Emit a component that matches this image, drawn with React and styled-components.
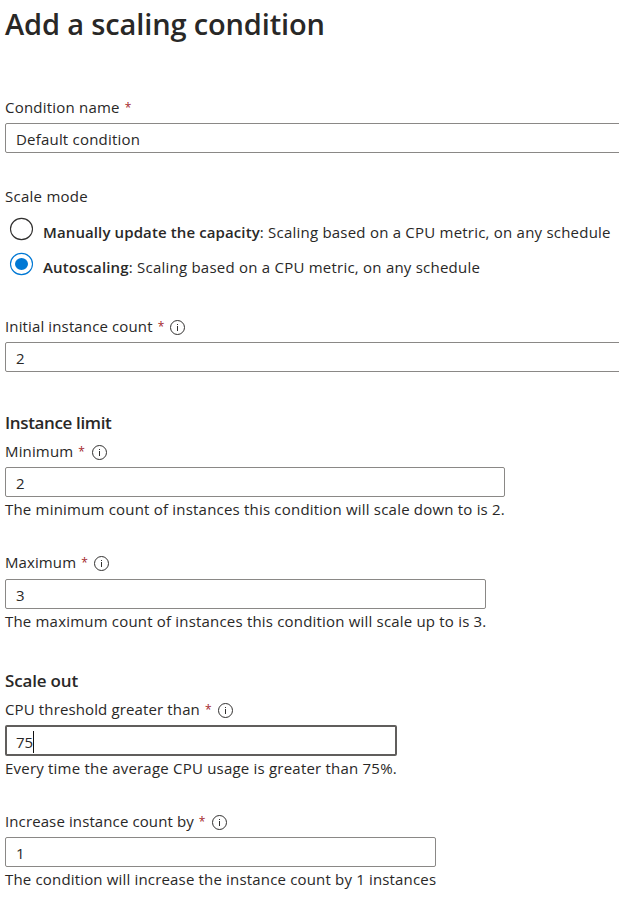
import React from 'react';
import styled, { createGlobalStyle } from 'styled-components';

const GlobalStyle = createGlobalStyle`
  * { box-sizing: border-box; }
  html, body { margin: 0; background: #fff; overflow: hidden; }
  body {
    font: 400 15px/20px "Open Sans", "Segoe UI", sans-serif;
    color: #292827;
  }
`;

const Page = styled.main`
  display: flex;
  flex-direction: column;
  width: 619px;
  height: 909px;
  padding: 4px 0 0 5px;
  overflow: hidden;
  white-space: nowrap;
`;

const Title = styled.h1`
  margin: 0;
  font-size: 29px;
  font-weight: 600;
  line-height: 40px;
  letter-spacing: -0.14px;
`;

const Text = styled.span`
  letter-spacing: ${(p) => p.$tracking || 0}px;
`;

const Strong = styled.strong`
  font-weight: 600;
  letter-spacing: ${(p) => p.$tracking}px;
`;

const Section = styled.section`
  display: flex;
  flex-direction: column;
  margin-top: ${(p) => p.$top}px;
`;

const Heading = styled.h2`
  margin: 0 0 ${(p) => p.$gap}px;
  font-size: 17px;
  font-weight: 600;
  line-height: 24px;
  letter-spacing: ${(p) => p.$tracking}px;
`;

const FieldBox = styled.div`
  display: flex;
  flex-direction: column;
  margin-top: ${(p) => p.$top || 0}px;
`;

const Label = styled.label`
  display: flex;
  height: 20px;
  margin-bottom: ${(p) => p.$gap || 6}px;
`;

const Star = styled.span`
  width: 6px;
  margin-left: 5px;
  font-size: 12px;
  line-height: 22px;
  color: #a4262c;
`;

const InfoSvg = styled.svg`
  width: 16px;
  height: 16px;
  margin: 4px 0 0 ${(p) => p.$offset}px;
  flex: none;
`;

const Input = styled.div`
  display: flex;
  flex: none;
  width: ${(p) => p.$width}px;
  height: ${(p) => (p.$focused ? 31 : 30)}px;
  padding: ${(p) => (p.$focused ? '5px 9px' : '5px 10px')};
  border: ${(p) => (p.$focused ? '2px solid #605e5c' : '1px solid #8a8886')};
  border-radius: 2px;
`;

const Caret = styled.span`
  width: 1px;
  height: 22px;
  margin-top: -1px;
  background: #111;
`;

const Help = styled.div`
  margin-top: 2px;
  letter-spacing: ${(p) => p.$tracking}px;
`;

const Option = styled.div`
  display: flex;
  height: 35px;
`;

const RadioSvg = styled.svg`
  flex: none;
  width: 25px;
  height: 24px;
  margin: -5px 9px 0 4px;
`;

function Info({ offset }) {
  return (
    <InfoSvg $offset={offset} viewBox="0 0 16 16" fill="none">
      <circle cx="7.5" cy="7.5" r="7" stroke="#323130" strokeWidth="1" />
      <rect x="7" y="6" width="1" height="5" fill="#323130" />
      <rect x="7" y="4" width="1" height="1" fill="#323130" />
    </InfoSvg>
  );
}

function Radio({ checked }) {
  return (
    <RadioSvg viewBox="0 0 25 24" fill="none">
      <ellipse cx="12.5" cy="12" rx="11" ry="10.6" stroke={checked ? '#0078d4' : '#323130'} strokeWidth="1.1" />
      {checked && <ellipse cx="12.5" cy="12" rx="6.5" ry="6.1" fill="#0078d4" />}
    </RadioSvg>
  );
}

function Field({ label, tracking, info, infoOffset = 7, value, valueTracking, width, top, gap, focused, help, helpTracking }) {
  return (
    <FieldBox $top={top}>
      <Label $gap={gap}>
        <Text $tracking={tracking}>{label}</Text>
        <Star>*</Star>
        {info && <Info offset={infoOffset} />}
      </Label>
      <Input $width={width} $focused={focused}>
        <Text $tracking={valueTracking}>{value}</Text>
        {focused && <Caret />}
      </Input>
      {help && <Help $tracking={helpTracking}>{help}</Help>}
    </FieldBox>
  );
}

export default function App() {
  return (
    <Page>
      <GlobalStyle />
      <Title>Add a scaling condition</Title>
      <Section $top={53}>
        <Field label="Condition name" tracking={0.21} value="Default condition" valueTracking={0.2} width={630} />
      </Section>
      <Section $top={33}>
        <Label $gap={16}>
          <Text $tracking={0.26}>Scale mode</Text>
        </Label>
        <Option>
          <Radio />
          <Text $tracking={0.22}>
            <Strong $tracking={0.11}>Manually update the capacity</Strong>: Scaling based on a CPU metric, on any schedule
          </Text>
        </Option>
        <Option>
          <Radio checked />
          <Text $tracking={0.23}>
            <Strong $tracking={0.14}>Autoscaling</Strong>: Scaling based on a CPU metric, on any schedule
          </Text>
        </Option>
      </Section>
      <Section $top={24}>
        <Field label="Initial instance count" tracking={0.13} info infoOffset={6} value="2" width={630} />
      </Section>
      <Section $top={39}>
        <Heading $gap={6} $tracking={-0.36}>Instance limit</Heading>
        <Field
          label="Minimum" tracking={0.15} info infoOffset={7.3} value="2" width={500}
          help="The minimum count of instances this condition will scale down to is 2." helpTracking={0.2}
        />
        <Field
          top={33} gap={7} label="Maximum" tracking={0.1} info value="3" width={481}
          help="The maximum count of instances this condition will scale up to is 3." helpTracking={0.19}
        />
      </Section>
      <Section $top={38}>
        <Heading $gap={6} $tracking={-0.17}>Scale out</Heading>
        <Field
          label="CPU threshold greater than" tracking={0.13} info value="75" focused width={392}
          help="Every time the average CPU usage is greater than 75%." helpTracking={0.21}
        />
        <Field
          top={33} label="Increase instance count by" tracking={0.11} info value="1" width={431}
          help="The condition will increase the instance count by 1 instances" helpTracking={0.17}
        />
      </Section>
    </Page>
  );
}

**Goal:** Take the listing above and restate it word for word, without its pictures.

**Finished answer:**
Emit a component that matches this image, drawn with React and styled-components.
import React from 'react';
import styled, { createGlobalStyle } from 'styled-components';

const GlobalStyle = createGlobalStyle`
  * { box-sizing: border-box; }
  html, body { margin: 0; background: #fff; overflow: hidden; }
  body {
    font: 400 15px/20px "Open Sans", "Segoe UI", sans-serif;
    color: #292827;
  }
`;

const Page = styled.main`
  display: flex;
  flex-direction: column;
  width: 619px;
  height: 909px;
  padding: 4px 0 0 5px;
  overflow: hidden;
  white-space: nowrap;
`;

const Title = styled.h1`
  margin: 0;
  font-size: 29px;
  font-weight: 600;
  line-height: 40px;
  letter-spacing: -0.14px;
`;

const Text = styled.span`
  letter-spacing: ${(p) => p.$tracking || 0}px;
`;

const Strong = styled.strong`
  font-weight: 600;
  letter-spacing: ${(p) => p.$tracking}px;
`;

const Section = styled.section`
  display: flex;
  flex-direction: column;
  margin-top: ${(p) => p.$top}px;
`;

const Heading = styled.h2`
  margin: 0 0 ${(p) => p.$gap}px;
  font-size: 17px;
  font-weight: 600;
  line-height: 24px;
  letter-spacing: ${(p) => p.$tracking}px;
`;

const FieldBox = styled.div`
  display: flex;
  flex-direction: column;
  margin-top: ${(p) => p.$top || 0}px;
`;

const Label = styled.label`
  display: flex;
  height: 20px;
  margin-bottom: ${(p) => p.$gap || 6}px;
`;

const Star = styled.span`
  width: 6px;
  margin-left: 5px;
  font-size: 12px;
  line-height: 22px;
  color: #a4262c;
`;

const InfoSvg = styled.svg`
  width: 16px;
  height: 16px;
  margin: 4px 0 0 ${(p) => p.$offset}px;
  flex: none;
`;

const Input = styled.div`
  display: flex;
  flex: none;
  width: ${(p) => p.$width}px;
  height: ${(p) => (p.$focused ? 31 : 30)}px;
  padding: ${(p) => (p.$focused ? '5px 9px' : '5px 10px')};
  border: ${(p) => (p.$focused ? '2px solid #605e5c' : '1px solid #8a8886')};
  border-radius: 2px;
`;

const Caret = styled.span`
  width: 1px;
  height: 22px;
  margin-top: -1px;
  background: #111;
`;

const Help = styled.div`
  margin-top: 2px;
  letter-spacing: ${(p) => p.$tracking}px;
`;

const Option = styled.div`
  display: flex;
  height: 35px;
`;

const RadioSvg = styled.svg`
  flex: none;
  width: 25px;
  height: 24px;
  margin: -5px 9px 0 4px;
`;

function Info({ offset }) {
  return (
    <InfoSvg $offset={offset} viewBox="0 0 16 16" fill="none">
      <circle cx="7.5" cy="7.5" r="7" stroke="#323130" strokeWidth="1" />
      <rect x="7" y="6" width="1" height="5" fill="#323130" />
      <rect x="7" y="4" width="1" height="1" fill="#323130" />
    </InfoSvg>
  );
}

function Radio({ checked }) {
  return (
    <RadioSvg viewBox="0 0 25 24" fill="none">
      <ellipse cx="12.5" cy="12" rx="11" ry="10.6" stroke={checked ? '#0078d4' : '#323130'} strokeWidth="1.1" />
      {checked && <ellipse cx="12.5" cy="12" rx="6.5" ry="6.1" fill="#0078d4" />}
    </RadioSvg>
  );
}

function Field({ label, tracking, info, infoOffset = 7, value, valueTracking, width, top, gap, focused, help, helpTracking }) {
  return (
    <FieldBox $top={top}>
      <Label $gap={gap}>
        <Text $tracking={tracking}>{label}</Text>
        <Star>*</Star>
        {info && <Info offset={infoOffset} />}
      </Label>
      <Input $width={width} $focused={focused}>
        <Text $tracking={valueTracking}>{value}</Text>
        {focused && <Caret />}
      </Input>
      {help && <Help $tracking={helpTracking}>{help}</Help>}
    </FieldBox>
  );
}

export default function App() {
  return (
    <Page>
      <GlobalStyle />
      <Title>Add a scaling condition</Title>
      <Section $top={53}>
        <Field label="Condition name" tracking={0.21} value="Default condition" valueTracking={0.2} width={630} />
      </Section>
      <Section $top={33}>
        <Label $gap={16}>
          <Text $tracking={0.26}>Scale mode</Text>
        </Label>
        <Option>
          <Radio />
          <Text $tracking={0.22}>
            <Strong $tracking={0.11}>Manually update the capacity</Strong>: Scaling based on a CPU metric, on any schedule
          </Text>
        </Option>
        <Option>
          <Radio checked />
          <Text $tracking={0.23}>
            <Strong $tracking={0.14}>Autoscaling</Strong>: Scaling based on a CPU metric, on any schedule
          </Text>
        </Option>
      </Section>
      <Section $top={24}>
        <Field label="Initial instance count" tracking={0.13} info infoOffset={6} value="2" width={630} />
      </Section>
      <Section $top={39}>
        <Heading $gap={6} $tracking={-0.36}>Instance limit</Heading>
        <Field
          label="Minimum" tracking={0.15} info infoOffset={7.3} value="2" width={500}
          help="The minimum count of instances this condition will scale down to is 2." helpTracking={0.2}
        />
        <Field
          top={33} gap={7} label="Maximum" tracking={0.1} info value="3" width={481}
          help="The maximum count of instances this condition will scale up to is 3." helpTracking={0.19}
        />
      </Section>
      <Section $top={38}>
        <Heading $gap={6} $tracking={-0.17}>Scale out</Heading>
        <Field
          label="CPU threshold greater than" tracking={0.13} info value="75" focused width={392}
          help="Every time the average CPU usage is greater than 75%." helpTracking={0.21}
        />
        <Field
          top={33} label="Increase instance count by" tracking={0.11} info value="1" width={431}
          help="The condition will increase the instance count by 1 instances" helpTracking={0.17}
        />
      </Section>
    </Page>
  );
}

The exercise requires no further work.